When a write occurs, the database is updated first, then the cache is refreshed. In write‑write concurrency, the order of cache updates can cause temporary inconsistency (e.g., DB values 100→99→98 while cache becomes 100→98→99).

Strategy 2 – Update Database → Delete Cache

Code example:

deleteRedis(key); // invalidate cache
updateMySQL(); // then update DB

This avoids stale cache reads after a DB failure, but in read‑write concurrency a race can still cause a stale read if a read occurs between DB update and cache deletion.

Strategy 3 – Update Cache → Update Database

Code example:

updateRedis(key, data); // update cache first
updateMySQL(); // then update DB

If the DB update fails, the cache holds incorrect data, making this strategy risky.

Strategy 4 – Update Cache → Delete Cache

Code example:

updateRedis(key, data); // write to cache
// later, after DB update
deleteRedis(key); // invalidate cache

This approach is generally discouraged because it can leave stale data in the cache.

Recommended Approach – Update Database → Delete Cache

Updating the database first and then deleting the cache yields the smallest inconsistency window (the time between DB commit and cache deletion, usually a few milliseconds). This strategy works well for read‑dominant workloads.

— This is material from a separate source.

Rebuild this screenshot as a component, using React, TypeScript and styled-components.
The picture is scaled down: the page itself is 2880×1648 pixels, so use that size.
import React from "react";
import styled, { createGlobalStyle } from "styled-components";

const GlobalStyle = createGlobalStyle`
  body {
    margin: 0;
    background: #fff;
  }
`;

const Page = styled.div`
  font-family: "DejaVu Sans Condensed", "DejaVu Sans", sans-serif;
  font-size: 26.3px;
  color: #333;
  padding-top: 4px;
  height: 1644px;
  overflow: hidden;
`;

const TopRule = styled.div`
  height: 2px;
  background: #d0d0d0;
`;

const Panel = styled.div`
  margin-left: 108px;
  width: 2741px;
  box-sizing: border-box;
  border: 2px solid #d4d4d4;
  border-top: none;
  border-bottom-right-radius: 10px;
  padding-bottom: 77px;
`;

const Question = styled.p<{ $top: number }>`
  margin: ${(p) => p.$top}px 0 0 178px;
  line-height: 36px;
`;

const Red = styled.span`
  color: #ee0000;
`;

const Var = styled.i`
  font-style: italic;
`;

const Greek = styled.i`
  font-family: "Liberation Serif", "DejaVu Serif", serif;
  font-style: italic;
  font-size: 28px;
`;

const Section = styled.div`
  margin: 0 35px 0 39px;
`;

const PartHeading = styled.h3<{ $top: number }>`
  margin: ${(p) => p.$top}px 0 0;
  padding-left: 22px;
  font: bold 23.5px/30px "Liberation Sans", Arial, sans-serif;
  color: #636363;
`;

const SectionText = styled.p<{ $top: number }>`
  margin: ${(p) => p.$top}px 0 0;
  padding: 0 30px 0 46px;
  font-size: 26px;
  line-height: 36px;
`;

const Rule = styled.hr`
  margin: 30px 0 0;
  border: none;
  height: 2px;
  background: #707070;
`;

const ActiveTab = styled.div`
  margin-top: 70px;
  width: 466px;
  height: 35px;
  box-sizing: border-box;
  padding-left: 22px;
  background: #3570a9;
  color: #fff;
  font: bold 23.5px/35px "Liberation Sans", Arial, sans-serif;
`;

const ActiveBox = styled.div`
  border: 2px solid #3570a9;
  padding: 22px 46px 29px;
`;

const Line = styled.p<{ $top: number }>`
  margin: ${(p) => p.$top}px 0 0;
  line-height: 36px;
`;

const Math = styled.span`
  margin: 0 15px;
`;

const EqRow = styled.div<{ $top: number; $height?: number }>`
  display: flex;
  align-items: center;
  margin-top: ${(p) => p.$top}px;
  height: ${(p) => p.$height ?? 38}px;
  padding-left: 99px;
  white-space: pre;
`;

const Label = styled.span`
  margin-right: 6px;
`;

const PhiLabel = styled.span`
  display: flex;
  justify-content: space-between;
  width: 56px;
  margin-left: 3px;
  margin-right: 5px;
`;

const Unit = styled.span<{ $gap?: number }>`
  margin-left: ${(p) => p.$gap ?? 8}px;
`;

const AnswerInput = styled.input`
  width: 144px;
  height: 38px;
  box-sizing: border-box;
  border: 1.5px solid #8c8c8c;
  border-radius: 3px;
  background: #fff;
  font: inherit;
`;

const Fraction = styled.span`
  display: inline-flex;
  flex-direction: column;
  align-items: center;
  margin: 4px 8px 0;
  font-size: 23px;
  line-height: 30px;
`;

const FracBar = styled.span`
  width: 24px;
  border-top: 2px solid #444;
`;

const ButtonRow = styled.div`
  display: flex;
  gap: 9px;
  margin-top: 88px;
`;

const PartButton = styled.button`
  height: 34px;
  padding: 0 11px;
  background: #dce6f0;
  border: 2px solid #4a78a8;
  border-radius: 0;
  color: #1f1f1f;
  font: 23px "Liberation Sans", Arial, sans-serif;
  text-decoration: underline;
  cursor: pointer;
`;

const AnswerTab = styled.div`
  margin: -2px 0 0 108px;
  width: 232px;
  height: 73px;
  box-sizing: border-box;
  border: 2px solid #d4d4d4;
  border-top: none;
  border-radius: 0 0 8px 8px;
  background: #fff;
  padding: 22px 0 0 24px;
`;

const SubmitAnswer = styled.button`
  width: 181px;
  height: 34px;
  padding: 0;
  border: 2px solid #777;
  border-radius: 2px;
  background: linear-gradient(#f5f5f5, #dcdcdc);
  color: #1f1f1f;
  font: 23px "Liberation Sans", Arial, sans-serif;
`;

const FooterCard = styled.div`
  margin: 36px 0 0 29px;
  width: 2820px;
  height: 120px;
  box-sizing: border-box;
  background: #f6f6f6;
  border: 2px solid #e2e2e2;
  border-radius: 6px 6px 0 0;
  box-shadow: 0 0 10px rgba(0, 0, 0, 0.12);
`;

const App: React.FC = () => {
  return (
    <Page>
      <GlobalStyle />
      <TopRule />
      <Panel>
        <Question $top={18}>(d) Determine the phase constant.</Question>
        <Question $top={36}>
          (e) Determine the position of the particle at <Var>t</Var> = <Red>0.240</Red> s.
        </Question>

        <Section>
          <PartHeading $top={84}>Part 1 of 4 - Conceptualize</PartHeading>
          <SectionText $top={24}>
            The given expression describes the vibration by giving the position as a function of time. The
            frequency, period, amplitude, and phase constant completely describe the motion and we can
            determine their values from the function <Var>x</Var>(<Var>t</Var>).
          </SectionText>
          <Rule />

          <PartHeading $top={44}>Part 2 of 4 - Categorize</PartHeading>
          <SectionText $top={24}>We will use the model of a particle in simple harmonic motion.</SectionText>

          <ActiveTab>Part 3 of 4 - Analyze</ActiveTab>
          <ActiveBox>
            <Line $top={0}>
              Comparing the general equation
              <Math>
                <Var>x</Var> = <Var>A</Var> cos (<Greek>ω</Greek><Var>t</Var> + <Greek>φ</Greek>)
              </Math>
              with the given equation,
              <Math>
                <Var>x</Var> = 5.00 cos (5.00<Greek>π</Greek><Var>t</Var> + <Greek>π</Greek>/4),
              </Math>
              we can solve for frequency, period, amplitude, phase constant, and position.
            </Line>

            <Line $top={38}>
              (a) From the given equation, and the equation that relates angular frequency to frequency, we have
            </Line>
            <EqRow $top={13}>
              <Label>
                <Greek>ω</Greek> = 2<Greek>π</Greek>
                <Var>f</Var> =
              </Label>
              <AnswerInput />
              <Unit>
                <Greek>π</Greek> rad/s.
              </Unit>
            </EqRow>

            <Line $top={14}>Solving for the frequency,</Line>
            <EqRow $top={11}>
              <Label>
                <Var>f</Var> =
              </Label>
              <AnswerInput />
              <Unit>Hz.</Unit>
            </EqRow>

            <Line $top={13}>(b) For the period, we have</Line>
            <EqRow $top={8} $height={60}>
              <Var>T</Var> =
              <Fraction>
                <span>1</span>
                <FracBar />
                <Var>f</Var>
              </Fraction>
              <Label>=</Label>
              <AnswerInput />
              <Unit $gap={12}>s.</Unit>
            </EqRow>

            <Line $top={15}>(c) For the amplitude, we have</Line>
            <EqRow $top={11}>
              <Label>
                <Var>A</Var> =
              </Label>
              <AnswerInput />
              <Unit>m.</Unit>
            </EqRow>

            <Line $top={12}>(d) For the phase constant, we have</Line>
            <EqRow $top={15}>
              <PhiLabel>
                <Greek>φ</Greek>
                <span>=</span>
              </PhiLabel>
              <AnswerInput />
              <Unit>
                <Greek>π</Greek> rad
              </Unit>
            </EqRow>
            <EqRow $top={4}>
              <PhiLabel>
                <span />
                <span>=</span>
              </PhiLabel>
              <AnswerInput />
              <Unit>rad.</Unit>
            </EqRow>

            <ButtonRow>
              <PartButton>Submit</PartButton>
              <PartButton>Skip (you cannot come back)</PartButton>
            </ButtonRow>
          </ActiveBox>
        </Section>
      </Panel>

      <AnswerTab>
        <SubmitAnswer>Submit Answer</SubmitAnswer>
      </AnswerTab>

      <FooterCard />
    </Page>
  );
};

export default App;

Additional Techniques for Stronger Guarantees

1. Cache Expiration : Set a TTL (e.g., 1 minute) so that even if cache invalidation fails, the stale entry will eventually disappear.

2. Message Queue (MQ) for Cache Invalidation :

updateMySQL();
sendMQMessageToDeleteCache(key);

MQ provides at‑least‑once delivery, allowing retries if Redis is temporarily unavailable.

3. Delayed Double Delete :

// after DB update
deleteRedis(key);
sleep(N); // N is a short delay
deleteRedis(key); // second delete to cover race reads

The delay N must be tuned; too short renders the second delete ineffective, too long increases the window where stale reads can occur.

4. Binlog Subscription : Listen to MySQL binlog (e.g., using Canal) to detect data changes and trigger cache updates centrally, avoiding scattered cache‑maintenance code.

Multi‑Cache Scenarios

When a single DB record maps to multiple cache keys, a typical update flow is:

updateMySQL(); // update DB record
deleteRedisKey1(); // invalidate homepage cache
updateRedisKey2(); // refresh top‑10 cache
deleteRedisKey3(); // invalidate daily top‑100 cache

Because each step can fail, using MQ or binlog‑driven processors to handle cache updates asynchronously improves reliability.

Summary of Strategies

Strategy

Concurrent Scenario

Potential Issue

Mitigation

Update DB → Update Cache

Write + Read

Brief read of stale value before cache refresh

Usually acceptable

Update DB → Update Cache

Write + Write

Cache update order differs from DB order, causing inconsistency

Distributed lock (heavy)

Update Cache → Update DB

No concurrency

DB update may fail after cache is updated

Use MQ confirmation

Update Cache → Update DB

Write + Write

Cache update order differs from DB order

Distributed lock (heavy)

Delete Cache → Update DB

Write + Read

Read may fetch stale data before DB update completes

Delayed double delete

Update DB → Delete Cache

Write + Read (cache hit)

Read may see old value between DB commit and cache deletion

Usually negligible

Overall, for most internet services the "update database then delete cache" strategy provides the best trade‑off between consistency and performance.

Final Recommendations

For read‑heavy, write‑light workloads, use "update DB → delete cache".

For read‑write balanced or write‑heavy scenarios, consider "update DB → update cache" with MQ or binlog support.